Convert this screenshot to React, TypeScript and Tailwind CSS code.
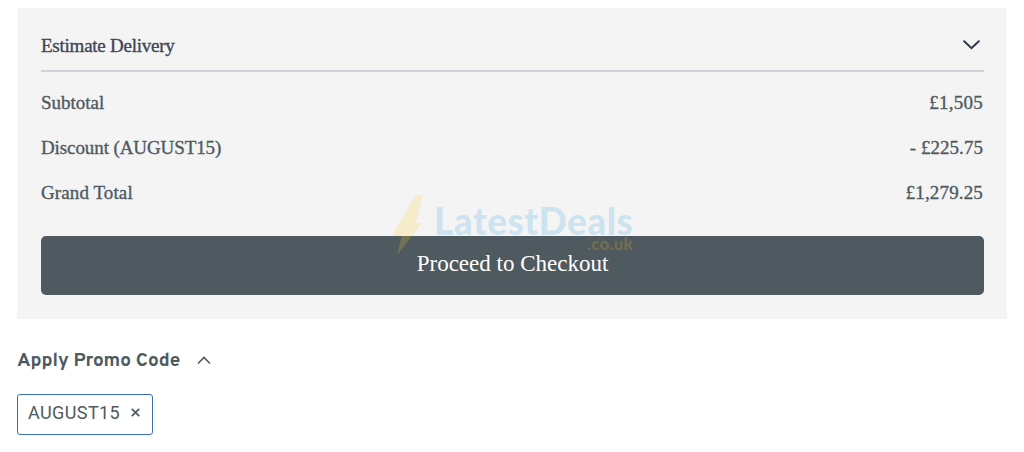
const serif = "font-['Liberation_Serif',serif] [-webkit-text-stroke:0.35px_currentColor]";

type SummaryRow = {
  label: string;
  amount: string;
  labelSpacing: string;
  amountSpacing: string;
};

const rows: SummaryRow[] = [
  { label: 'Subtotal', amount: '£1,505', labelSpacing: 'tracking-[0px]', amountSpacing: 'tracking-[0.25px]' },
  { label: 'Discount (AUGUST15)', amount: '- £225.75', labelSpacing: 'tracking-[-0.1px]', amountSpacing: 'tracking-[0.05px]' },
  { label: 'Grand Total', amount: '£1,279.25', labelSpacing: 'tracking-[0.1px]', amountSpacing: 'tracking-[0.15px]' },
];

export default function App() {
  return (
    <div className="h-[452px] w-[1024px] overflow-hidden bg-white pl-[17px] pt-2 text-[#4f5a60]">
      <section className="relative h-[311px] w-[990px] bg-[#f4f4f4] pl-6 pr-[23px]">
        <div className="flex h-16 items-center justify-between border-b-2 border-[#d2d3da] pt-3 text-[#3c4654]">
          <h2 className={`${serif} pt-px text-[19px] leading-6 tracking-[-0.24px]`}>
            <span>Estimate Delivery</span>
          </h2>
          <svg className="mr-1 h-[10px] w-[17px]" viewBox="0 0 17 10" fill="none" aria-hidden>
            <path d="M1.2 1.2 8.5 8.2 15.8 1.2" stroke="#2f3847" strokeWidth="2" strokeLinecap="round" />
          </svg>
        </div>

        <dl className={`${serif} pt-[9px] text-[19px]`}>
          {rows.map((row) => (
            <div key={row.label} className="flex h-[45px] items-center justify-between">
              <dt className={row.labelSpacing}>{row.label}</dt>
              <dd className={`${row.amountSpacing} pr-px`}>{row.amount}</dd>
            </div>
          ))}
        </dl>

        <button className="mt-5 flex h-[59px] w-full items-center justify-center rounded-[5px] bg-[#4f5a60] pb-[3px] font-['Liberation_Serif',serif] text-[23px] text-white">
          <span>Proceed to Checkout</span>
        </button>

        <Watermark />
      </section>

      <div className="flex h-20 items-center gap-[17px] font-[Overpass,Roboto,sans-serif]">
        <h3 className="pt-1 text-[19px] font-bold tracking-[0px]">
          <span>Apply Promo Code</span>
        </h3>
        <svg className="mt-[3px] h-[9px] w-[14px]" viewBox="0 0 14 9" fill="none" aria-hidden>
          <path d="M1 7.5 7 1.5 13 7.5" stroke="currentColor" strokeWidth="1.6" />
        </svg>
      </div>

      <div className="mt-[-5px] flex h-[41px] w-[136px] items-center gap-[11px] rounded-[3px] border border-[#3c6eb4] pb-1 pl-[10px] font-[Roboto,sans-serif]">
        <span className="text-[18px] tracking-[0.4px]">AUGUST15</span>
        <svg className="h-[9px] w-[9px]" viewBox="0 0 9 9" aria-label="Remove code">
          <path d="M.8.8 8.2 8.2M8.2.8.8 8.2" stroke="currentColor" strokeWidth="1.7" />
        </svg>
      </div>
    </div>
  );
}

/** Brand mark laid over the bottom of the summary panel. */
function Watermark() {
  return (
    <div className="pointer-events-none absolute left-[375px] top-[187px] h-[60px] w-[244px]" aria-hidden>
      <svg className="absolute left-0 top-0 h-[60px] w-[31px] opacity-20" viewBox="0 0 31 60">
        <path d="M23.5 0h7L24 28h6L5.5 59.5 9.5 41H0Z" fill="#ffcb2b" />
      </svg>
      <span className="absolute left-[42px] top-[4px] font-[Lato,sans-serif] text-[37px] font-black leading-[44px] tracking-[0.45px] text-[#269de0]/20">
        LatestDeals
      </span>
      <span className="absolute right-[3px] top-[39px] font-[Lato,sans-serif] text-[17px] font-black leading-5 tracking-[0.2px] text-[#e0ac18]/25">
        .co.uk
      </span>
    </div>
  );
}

--

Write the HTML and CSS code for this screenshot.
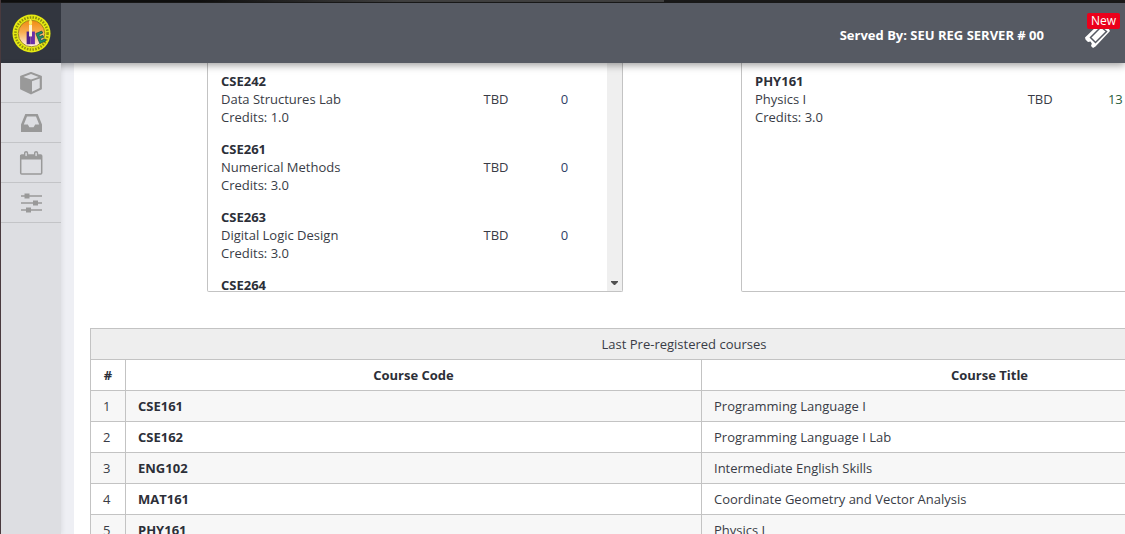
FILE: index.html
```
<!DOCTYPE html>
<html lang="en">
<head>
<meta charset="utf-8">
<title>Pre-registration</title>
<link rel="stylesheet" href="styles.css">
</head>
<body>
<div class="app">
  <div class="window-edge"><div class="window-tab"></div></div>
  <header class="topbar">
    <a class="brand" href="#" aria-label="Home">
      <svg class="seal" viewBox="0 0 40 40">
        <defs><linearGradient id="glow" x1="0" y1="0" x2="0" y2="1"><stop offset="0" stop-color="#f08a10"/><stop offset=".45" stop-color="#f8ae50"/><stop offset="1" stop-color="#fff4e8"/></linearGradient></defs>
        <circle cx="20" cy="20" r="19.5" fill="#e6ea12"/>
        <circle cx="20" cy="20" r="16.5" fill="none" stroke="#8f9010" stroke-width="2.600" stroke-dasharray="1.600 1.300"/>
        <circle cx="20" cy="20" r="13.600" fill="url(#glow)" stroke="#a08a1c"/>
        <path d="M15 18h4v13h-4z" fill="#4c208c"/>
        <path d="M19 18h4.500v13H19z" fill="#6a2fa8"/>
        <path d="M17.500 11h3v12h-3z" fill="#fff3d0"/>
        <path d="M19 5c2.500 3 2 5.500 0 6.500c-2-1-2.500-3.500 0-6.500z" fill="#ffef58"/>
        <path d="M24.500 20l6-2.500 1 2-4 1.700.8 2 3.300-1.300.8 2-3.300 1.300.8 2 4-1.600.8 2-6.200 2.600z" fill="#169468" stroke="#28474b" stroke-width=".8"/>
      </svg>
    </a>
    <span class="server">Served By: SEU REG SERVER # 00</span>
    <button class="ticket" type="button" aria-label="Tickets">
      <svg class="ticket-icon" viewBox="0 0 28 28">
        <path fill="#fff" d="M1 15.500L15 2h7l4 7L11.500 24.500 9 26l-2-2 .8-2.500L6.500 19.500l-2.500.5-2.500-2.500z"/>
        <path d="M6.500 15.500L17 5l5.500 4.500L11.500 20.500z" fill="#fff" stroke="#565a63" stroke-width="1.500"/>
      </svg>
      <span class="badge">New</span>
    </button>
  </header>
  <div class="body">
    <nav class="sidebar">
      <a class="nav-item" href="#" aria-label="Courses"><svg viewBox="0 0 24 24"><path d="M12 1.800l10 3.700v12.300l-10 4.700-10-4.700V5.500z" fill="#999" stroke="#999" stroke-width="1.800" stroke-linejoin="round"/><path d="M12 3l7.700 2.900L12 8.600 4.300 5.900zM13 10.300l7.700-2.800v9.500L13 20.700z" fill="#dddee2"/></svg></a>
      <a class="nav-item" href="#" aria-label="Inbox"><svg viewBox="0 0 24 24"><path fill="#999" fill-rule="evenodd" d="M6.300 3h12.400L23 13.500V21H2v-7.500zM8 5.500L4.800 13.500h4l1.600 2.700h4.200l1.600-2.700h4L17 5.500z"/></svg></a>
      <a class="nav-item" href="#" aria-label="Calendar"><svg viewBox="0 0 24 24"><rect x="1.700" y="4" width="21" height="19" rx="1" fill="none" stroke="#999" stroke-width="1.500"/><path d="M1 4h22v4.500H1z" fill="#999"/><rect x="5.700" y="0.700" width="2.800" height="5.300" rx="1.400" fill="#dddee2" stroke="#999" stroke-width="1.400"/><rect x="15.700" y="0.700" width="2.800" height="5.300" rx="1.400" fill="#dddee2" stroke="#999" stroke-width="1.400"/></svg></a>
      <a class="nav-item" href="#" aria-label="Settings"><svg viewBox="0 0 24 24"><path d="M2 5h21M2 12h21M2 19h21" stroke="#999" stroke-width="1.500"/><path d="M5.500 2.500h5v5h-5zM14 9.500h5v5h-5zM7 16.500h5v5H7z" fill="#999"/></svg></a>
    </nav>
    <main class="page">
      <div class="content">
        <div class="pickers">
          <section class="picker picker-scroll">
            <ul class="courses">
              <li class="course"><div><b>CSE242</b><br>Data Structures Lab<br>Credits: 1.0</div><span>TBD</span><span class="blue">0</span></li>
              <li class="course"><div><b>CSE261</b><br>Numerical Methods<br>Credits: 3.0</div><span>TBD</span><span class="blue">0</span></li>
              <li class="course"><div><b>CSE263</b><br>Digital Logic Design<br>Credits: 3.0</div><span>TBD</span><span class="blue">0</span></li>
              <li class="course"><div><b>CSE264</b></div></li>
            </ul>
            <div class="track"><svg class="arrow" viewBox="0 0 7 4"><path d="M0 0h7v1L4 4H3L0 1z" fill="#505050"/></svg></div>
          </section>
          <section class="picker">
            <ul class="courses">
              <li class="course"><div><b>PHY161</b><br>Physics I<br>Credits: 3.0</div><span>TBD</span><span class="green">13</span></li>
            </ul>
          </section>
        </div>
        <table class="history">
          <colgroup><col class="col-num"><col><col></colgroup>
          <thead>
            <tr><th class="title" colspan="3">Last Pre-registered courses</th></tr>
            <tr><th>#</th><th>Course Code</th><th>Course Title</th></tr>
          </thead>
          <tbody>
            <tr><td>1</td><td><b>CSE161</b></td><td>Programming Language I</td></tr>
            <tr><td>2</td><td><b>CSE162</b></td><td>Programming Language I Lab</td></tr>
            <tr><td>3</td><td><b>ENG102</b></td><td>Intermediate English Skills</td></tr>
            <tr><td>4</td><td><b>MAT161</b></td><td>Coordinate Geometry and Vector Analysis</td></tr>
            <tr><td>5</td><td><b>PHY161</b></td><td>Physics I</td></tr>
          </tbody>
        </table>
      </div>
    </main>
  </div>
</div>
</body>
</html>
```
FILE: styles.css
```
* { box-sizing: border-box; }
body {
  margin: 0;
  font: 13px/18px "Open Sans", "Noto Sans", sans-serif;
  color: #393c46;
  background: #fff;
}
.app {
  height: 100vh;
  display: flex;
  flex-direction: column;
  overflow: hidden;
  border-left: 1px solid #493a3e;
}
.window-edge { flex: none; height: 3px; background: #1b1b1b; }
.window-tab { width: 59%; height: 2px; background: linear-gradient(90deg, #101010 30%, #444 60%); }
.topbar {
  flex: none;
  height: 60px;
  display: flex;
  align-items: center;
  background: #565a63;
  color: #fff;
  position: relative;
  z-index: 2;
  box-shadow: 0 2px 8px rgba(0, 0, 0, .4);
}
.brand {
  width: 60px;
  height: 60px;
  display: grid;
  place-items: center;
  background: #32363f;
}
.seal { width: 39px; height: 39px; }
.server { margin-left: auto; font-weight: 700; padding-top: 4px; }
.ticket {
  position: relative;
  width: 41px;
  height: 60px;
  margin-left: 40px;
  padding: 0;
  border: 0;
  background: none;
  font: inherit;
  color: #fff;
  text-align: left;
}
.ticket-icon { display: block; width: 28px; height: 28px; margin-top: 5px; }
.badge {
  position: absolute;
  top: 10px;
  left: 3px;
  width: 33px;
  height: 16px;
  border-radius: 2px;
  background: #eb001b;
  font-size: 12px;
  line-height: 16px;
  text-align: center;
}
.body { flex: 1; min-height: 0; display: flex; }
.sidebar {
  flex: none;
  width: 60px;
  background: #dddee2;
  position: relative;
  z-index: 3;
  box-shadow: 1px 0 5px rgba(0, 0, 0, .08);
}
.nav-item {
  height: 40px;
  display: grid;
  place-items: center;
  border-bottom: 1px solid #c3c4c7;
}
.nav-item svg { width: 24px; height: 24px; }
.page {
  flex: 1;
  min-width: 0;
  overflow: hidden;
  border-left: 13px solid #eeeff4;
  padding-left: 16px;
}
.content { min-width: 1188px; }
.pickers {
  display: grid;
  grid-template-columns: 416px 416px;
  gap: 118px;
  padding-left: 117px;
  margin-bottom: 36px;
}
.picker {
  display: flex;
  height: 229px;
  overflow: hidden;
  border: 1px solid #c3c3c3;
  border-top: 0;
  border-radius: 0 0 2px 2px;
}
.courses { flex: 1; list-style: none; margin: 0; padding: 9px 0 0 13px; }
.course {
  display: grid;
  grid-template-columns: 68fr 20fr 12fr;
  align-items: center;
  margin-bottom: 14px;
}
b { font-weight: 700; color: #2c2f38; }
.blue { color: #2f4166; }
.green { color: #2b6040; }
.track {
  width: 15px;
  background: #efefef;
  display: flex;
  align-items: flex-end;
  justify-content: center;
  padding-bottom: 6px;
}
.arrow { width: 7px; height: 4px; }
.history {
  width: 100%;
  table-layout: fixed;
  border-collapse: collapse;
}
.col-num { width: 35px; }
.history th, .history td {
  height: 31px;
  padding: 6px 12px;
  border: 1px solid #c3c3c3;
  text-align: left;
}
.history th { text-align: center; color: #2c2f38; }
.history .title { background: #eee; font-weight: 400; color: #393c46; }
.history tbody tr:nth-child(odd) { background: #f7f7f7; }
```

[WRITTEN PROBLEM] Filter the records above for lines containing the word "screenshot", and copy those lines.

[TASK RESPONSE]
Convert this screenshot to React, TypeScript and Tailwind CSS code.
Write the HTML and CSS code for this screenshot.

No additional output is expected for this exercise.